To do:
Pictures excluded, reproduce exactly the lines below from the one with "Emit a component" through the one with "const bodyCell = 'flex", both included.
+++
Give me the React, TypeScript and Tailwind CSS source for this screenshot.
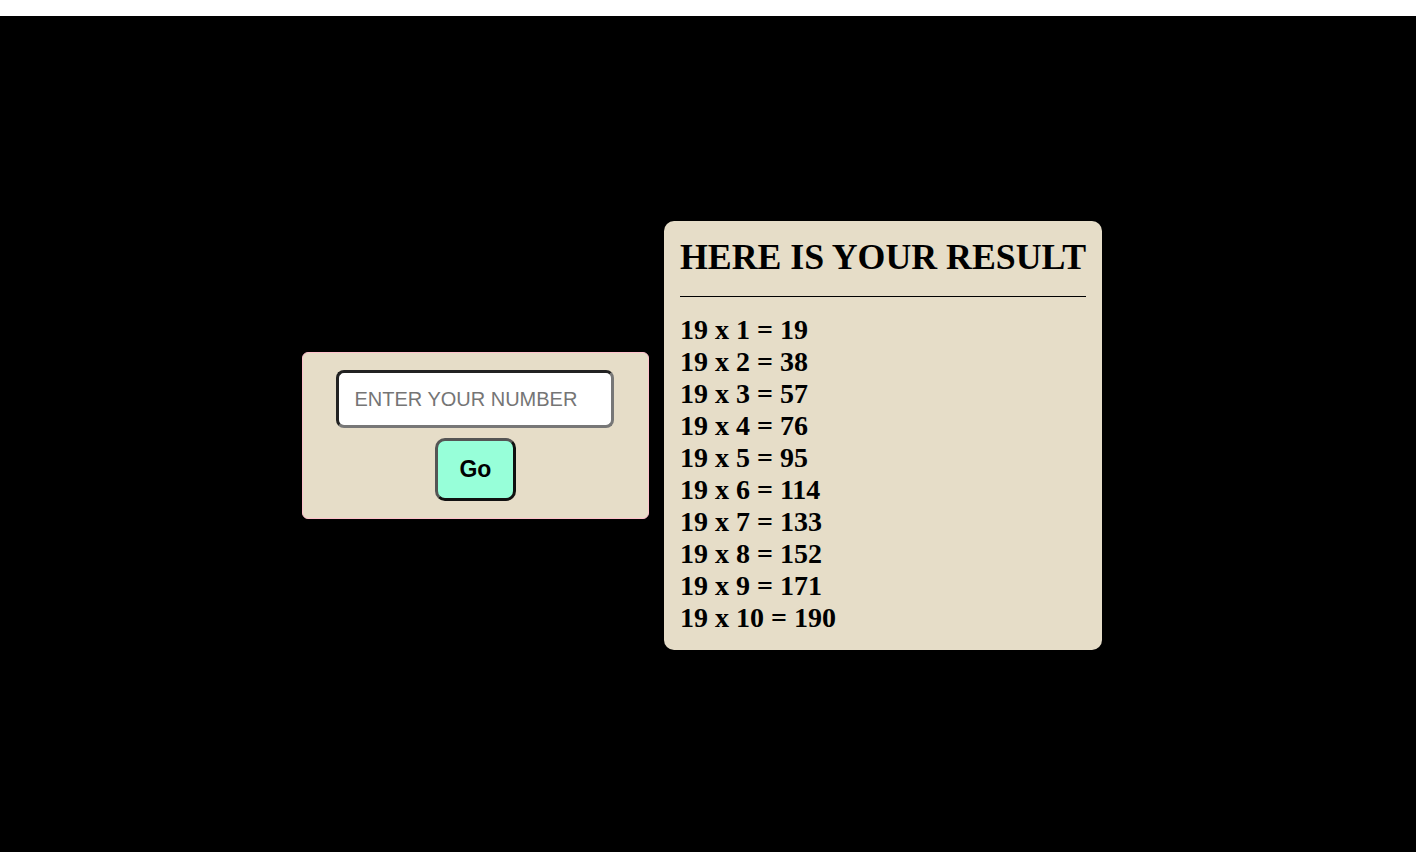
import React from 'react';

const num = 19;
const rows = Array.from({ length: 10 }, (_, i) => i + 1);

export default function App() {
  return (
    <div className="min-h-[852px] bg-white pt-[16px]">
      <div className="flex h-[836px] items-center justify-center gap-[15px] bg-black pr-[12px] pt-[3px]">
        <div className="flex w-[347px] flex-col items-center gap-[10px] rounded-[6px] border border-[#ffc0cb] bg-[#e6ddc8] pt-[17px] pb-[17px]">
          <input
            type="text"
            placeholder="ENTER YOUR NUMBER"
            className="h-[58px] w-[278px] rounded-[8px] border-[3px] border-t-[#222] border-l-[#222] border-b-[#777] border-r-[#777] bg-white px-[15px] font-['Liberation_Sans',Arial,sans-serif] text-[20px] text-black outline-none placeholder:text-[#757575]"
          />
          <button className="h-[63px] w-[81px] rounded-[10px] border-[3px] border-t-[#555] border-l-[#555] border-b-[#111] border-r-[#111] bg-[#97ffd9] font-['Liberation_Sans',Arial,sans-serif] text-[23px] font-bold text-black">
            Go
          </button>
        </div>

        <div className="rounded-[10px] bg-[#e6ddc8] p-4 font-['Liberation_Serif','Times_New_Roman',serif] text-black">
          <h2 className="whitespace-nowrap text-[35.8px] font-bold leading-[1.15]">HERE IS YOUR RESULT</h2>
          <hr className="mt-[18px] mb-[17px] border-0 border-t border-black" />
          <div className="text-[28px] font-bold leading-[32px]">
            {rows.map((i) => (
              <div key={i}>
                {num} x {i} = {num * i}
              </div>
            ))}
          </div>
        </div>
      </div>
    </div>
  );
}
+++
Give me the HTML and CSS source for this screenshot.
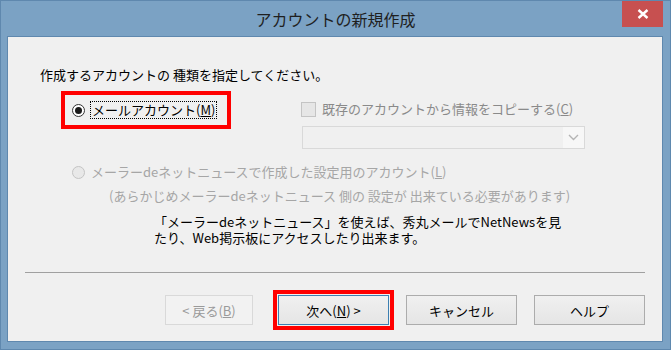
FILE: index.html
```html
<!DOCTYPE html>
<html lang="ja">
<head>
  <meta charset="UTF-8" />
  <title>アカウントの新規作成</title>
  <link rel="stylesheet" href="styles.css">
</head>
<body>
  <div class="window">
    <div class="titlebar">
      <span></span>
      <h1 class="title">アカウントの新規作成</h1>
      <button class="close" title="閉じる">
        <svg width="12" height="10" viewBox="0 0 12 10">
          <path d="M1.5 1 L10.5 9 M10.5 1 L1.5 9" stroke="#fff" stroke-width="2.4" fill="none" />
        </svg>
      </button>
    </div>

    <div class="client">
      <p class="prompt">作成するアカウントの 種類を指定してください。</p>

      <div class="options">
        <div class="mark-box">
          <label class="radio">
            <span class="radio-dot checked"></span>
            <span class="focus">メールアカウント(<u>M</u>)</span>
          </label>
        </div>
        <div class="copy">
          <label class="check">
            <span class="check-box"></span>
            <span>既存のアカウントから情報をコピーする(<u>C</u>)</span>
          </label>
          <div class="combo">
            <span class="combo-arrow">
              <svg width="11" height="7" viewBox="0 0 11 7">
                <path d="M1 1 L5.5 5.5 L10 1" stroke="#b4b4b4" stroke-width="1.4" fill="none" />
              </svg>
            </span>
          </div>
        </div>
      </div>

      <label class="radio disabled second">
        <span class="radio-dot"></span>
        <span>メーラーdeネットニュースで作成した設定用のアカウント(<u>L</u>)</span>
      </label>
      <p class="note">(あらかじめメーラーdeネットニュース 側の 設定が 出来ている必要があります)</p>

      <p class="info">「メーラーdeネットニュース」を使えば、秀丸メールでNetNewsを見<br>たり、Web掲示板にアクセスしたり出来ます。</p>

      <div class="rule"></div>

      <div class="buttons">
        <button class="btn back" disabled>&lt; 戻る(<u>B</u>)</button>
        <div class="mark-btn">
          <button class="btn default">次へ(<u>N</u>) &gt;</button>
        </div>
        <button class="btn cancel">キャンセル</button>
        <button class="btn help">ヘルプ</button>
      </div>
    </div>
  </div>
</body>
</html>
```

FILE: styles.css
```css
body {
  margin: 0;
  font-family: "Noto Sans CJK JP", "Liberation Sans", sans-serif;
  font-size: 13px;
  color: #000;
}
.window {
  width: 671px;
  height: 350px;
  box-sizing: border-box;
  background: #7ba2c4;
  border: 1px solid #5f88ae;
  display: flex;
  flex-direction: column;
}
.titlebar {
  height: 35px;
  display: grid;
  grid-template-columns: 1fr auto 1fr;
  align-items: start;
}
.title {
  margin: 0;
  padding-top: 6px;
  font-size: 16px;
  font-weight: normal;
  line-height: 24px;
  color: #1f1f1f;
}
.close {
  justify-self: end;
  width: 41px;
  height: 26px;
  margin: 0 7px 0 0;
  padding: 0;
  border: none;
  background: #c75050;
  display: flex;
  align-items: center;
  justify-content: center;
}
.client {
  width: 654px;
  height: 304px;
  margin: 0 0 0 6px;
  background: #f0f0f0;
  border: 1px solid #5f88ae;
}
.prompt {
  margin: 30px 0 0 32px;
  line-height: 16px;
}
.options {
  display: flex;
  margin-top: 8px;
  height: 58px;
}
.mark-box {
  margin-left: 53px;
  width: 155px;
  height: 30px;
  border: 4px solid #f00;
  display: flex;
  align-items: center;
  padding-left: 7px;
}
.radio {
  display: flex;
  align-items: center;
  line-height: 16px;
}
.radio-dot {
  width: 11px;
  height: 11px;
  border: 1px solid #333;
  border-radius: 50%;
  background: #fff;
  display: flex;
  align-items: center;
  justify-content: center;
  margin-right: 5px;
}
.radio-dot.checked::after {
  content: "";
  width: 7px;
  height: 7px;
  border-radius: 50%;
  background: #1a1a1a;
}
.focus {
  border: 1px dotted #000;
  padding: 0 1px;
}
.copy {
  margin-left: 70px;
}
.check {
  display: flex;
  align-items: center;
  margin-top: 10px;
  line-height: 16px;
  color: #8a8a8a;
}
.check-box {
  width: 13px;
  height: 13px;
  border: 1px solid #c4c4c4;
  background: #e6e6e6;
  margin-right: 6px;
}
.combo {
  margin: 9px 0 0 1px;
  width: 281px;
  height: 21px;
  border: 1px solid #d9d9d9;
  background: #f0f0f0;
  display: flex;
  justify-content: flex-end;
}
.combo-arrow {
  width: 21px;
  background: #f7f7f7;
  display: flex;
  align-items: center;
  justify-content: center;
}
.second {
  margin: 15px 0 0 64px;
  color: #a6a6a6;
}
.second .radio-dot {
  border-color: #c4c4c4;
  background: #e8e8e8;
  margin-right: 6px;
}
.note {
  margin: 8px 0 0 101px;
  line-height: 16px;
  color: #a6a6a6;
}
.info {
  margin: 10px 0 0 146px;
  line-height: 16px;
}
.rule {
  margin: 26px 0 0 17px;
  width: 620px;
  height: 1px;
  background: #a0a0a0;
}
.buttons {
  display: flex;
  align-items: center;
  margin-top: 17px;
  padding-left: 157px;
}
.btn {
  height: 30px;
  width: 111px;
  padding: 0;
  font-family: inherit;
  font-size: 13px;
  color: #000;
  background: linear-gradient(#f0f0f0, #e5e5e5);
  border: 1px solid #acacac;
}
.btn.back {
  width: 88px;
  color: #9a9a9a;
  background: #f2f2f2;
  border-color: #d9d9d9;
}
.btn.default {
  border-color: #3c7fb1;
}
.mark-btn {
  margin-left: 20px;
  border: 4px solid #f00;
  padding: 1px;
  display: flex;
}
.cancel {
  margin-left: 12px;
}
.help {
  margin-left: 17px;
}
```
+++
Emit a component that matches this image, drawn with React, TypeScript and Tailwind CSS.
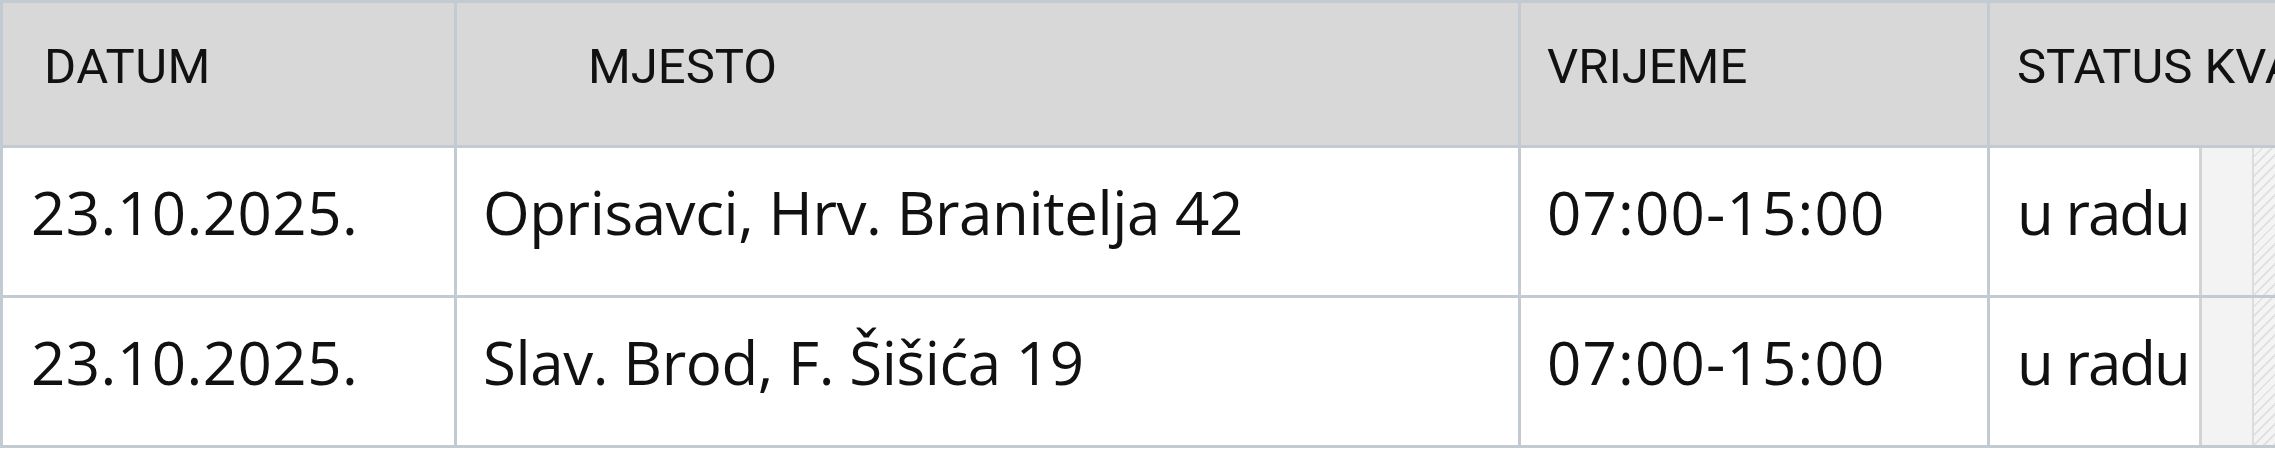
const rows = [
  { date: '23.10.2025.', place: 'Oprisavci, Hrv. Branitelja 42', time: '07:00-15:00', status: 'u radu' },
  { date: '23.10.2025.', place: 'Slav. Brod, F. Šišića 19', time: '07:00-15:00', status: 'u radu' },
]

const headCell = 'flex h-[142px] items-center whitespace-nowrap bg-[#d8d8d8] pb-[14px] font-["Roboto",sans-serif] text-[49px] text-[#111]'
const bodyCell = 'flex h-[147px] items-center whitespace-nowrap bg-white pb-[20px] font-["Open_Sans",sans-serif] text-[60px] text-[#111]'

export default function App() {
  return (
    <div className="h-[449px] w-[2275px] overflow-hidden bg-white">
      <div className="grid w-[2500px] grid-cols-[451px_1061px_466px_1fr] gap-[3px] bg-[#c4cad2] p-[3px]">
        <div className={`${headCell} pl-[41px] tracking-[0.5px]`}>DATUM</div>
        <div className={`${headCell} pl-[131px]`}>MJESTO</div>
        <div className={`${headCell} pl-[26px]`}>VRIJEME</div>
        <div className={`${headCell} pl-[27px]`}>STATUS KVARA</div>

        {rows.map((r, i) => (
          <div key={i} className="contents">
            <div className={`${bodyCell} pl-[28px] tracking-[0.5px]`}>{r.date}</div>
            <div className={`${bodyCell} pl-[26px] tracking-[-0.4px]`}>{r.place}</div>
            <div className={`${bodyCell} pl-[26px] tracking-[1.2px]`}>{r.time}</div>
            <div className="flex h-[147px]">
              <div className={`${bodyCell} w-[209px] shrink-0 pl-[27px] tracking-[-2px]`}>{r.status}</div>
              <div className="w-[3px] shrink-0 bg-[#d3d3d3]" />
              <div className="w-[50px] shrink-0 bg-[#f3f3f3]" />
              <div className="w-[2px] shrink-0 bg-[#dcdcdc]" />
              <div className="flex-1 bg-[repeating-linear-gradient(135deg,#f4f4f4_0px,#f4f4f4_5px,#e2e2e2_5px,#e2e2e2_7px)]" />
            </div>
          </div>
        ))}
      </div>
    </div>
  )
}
+++
Result of the task:
Emit a component that matches this image, drawn with React, TypeScript and Tailwind CSS.
const rows = [
  { date: '23.10.2025.', place: 'Oprisavci, Hrv. Branitelja 42', time: '07:00-15:00', status: 'u radu' },
  { date: '23.10.2025.', place: 'Slav. Brod, F. Šišića 19', time: '07:00-15:00', status: 'u radu' },
]

const headCell = 'flex h-[142px] items-center whitespace-nowrap bg-[#d8d8d8] pb-[14px] font-["Roboto",sans-serif] text-[49px] text-[#111]'
const bodyCell = 'flex h-[147px] items-center whitespace-nowrap bg-white pb-[20px] font-["Open_Sans",sans-serif] text-[60px] text-[#111]'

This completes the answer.